GIVEN PROBLEM:
Repeat each line of the material below exactly as it appears, minus any pictures.

============================================================

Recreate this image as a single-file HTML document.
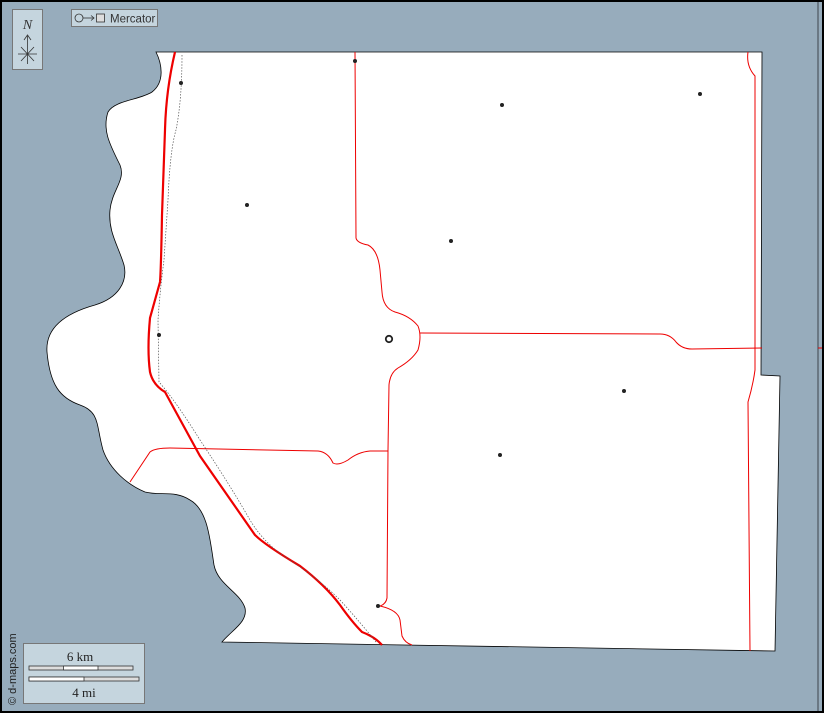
<!DOCTYPE html>
<html><head><style>body{margin:0}svg{display:block}</style></head><body>
<svg width="824" height="713" xmlns="http://www.w3.org/2000/svg">
<rect x="0" y="0" width="824" height="713" fill="#97acbc"/>
<line x1="818" y1="0" x2="818" y2="713" stroke="#000" stroke-width="0.6"/>
<line x1="818" y1="348" x2="824" y2="348" stroke="#e00" stroke-width="1"/>
<path d="M156,52 L762,52 L761,375 L780,376 L775,651 L222,642 C232,630 248,622 245,608 C240,592 218,585 214,565 C210,540 208,510 190,500 C175,490 160,496 145,492 C128,485 110,470 103,450 C96,425 100,412 80,405 C60,398 50,385 47,352 C45,325 70,312 95,305 C118,298 128,282 124,265 C118,245 108,232 110,210 C112,190 126,180 120,165 C110,145 102,130 108,112 C115,100 140,100 152,92 C165,82 162,64 156,52 Z" fill="#fff" stroke="#000" stroke-width="0.8"/>
<g fill="none" stroke="#e00" stroke-width="1">
<path d="M355,52 L356,238 Q357,243 368,245 Q378,250 380,270 L382,292 Q383,308 395,312 Q410,316 418,326 Q422,336 418,350 Q412,360 398,368 Q390,373 389,385 L388,450 L387,598 Q386,604 380,606 Q398,610 400,620 L402,636 Q405,643 412,645"/>
<path d="M420,333 L660,334 Q670,334 676,342 Q682,349 692,349 L762,348"/>
<path d="M130,482 L150,452 Q155,448 170,448 L318,451 Q328,452 333,463 Q338,466 348,460 Q358,452 370,451 L388,451"/>
<path d="M748,52 Q746,66 755,76 L755,370 Q753,385 748,402 L750,651"/>
</g>
<path d="M175,52 Q166,90 165,130 L162,215 Q161,270 160,282 Q155,300 150,318 Q147,350 150,372 Q153,385 165,392 L200,456 L255,535 Q265,545 300,566 Q325,585 340,605 Q352,622 362,632 Q375,637 382,645" fill="none" stroke="#e00" stroke-width="2.2"/>
<path d="M182,55 Q182,100 176,130 Q170,150 168,200 L164,260 Q160,290 158,320 L159,382 Q175,400 200,440 Q230,485 250,520 Q265,545 290,560 Q320,580 340,600 Q360,622 376,642" fill="none" stroke="#555" stroke-width="0.7" stroke-dasharray="1.5,1.5"/>
<g fill="#222">
<circle cx="181" cy="83" r="2"/><circle cx="355" cy="61" r="2"/><circle cx="502" cy="105" r="2"/><circle cx="700" cy="94" r="2"/><circle cx="247" cy="205" r="2"/><circle cx="451" cy="241" r="2"/><circle cx="159" cy="335" r="2"/><circle cx="624" cy="391" r="2"/><circle cx="500" cy="455" r="2"/><circle cx="378" cy="606" r="2"/>
</g>
<circle cx="389" cy="339" r="3.2" fill="none" stroke="#222" stroke-width="1.8"/>
<rect x="1" y="1" width="822" height="711" fill="none" stroke="#000" stroke-width="2"/>
<rect x="12.5" y="9.5" width="30" height="60" fill="#c5d5de" stroke="#777"/>
<text x="27.5" y="29" font-family="Liberation Serif" font-style="italic" font-size="14" text-anchor="middle" fill="#333">N</text>
<g stroke="#333" stroke-width="0.8" fill="none"><line x1="27.5" y1="36" x2="27.5" y2="64"/><path d="M24,40 L27.5,35 L31,40"/><line x1="18" y1="54" x2="37" y2="54"/><line x1="21" y1="47" x2="34" y2="61"/><line x1="34" y1="47" x2="21" y2="61"/></g>
<rect x="71.5" y="9.5" width="86" height="17" fill="#c5d5de" stroke="#777"/>
<circle cx="79" cy="18" r="4" fill="none" stroke="#333" stroke-width="0.8"/>
<g stroke="#333" stroke-width="0.8" fill="none"><line x1="83" y1="18" x2="94" y2="18"/><path d="M91,15.5 L94,18 L91,20.5"/></g>
<rect x="96.5" y="14" width="8" height="8" fill="#ddd" stroke="#333" stroke-width="0.8"/>
<text x="110" y="22.5" font-family="Liberation Sans" font-size="11.5" fill="#333">Mercator</text>
<rect x="23.5" y="643.5" width="121" height="60" fill="#c5d5de" stroke="#777"/>
<text x="80" y="661" font-family="Liberation Serif" font-size="13" text-anchor="middle" fill="#222">6 km</text>
<rect x="29" y="666" width="104" height="4" fill="#ddd" stroke="#333" stroke-width="0.8"/>
<rect x="63.5" y="666" width="34.5" height="4" fill="#fff" stroke="#333" stroke-width="0.8"/>
<rect x="29" y="677" width="110" height="4" fill="#ddd" stroke="#333" stroke-width="0.8"/>
<rect x="29" y="677" width="55" height="4" fill="#fff" stroke="#333" stroke-width="0.8"/>
<text x="84" y="697" font-family="Liberation Serif" font-size="13" text-anchor="middle" fill="#222">4 mi</text>
<text transform="translate(16,705) rotate(-90)" font-family="Liberation Sans" font-size="11" fill="#222">© d-maps.com</text>
</svg>
</body></html>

============================================================

WRITTEN ANSWER:
Recreate this image as a single-file HTML document.
<!DOCTYPE html>
<html><head><style>body{margin:0}svg{display:block}</style></head><body>
<svg width="824" height="713" xmlns="http://www.w3.org/2000/svg">
<rect x="0" y="0" width="824" height="713" fill="#97acbc"/>
<line x1="818" y1="0" x2="818" y2="713" stroke="#000" stroke-width="0.6"/>
<line x1="818" y1="348" x2="824" y2="348" stroke="#e00" stroke-width="1"/>
<path d="M156,52 L762,52 L761,375 L780,376 L775,651 L222,642 C232,630 248,622 245,608 C240,592 218,585 214,565 C210,540 208,510 190,500 C175,490 160,496 145,492 C128,485 110,470 103,450 C96,425 100,412 80,405 C60,398 50,385 47,352 C45,325 70,312 95,305 C118,298 128,282 124,265 C118,245 108,232 110,210 C112,190 126,180 120,165 C110,145 102,130 108,112 C115,100 140,100 152,92 C165,82 162,64 156,52 Z" fill="#fff" stroke="#000" stroke-width="0.8"/>
<g fill="none" stroke="#e00" stroke-width="1">
<path d="M355,52 L356,238 Q357,243 368,245 Q378,250 380,270 L382,292 Q383,308 395,312 Q410,316 418,326 Q422,336 418,350 Q412,360 398,368 Q390,373 389,385 L388,450 L387,598 Q386,604 380,606 Q398,610 400,620 L402,636 Q405,643 412,645"/>
<path d="M420,333 L660,334 Q670,334 676,342 Q682,349 692,349 L762,348"/>
<path d="M130,482 L150,452 Q155,448 170,448 L318,451 Q328,452 333,463 Q338,466 348,460 Q358,452 370,451 L388,451"/>
<path d="M748,52 Q746,66 755,76 L755,370 Q753,385 748,402 L750,651"/>
</g>
<path d="M175,52 Q166,90 165,130 L162,215 Q161,270 160,282 Q155,300 150,318 Q147,350 150,372 Q153,385 165,392 L200,456 L255,535 Q265,545 300,566 Q325,585 340,605 Q352,622 362,632 Q375,637 382,645" fill="none" stroke="#e00" stroke-width="2.2"/>
<path d="M182,55 Q182,100 176,130 Q170,150 168,200 L164,260 Q160,290 158,320 L159,382 Q175,400 200,440 Q230,485 250,520 Q265,545 290,560 Q320,580 340,600 Q360,622 376,642" fill="none" stroke="#555" stroke-width="0.7" stroke-dasharray="1.5,1.5"/>
<g fill="#222">
<circle cx="181" cy="83" r="2"/><circle cx="355" cy="61" r="2"/><circle cx="502" cy="105" r="2"/><circle cx="700" cy="94" r="2"/><circle cx="247" cy="205" r="2"/><circle cx="451" cy="241" r="2"/><circle cx="159" cy="335" r="2"/><circle cx="624" cy="391" r="2"/><circle cx="500" cy="455" r="2"/><circle cx="378" cy="606" r="2"/>
</g>
<circle cx="389" cy="339" r="3.2" fill="none" stroke="#222" stroke-width="1.8"/>
<rect x="1" y="1" width="822" height="711" fill="none" stroke="#000" stroke-width="2"/>
<rect x="12.5" y="9.5" width="30" height="60" fill="#c5d5de" stroke="#777"/>
<text x="27.5" y="29" font-family="Liberation Serif" font-style="italic" font-size="14" text-anchor="middle" fill="#333">N</text>
<g stroke="#333" stroke-width="0.8" fill="none"><line x1="27.5" y1="36" x2="27.5" y2="64"/><path d="M24,40 L27.5,35 L31,40"/><line x1="18" y1="54" x2="37" y2="54"/><line x1="21" y1="47" x2="34" y2="61"/><line x1="34" y1="47" x2="21" y2="61"/></g>
<rect x="71.5" y="9.5" width="86" height="17" fill="#c5d5de" stroke="#777"/>
<circle cx="79" cy="18" r="4" fill="none" stroke="#333" stroke-width="0.8"/>
<g stroke="#333" stroke-width="0.8" fill="none"><line x1="83" y1="18" x2="94" y2="18"/><path d="M91,15.5 L94,18 L91,20.5"/></g>
<rect x="96.5" y="14" width="8" height="8" fill="#ddd" stroke="#333" stroke-width="0.8"/>
<text x="110" y="22.5" font-family="Liberation Sans" font-size="11.5" fill="#333">Mercator</text>
<rect x="23.5" y="643.5" width="121" height="60" fill="#c5d5de" stroke="#777"/>
<text x="80" y="661" font-family="Liberation Serif" font-size="13" text-anchor="middle" fill="#222">6 km</text>
<rect x="29" y="666" width="104" height="4" fill="#ddd" stroke="#333" stroke-width="0.8"/>
<rect x="63.5" y="666" width="34.5" height="4" fill="#fff" stroke="#333" stroke-width="0.8"/>
<rect x="29" y="677" width="110" height="4" fill="#ddd" stroke="#333" stroke-width="0.8"/>
<rect x="29" y="677" width="55" height="4" fill="#fff" stroke="#333" stroke-width="0.8"/>
<text x="84" y="697" font-family="Liberation Serif" font-size="13" text-anchor="middle" fill="#222">4 mi</text>
<text transform="translate(16,705) rotate(-90)" font-family="Liberation Sans" font-size="11" fill="#222">© d-maps.com</text>
</svg>
</body></html>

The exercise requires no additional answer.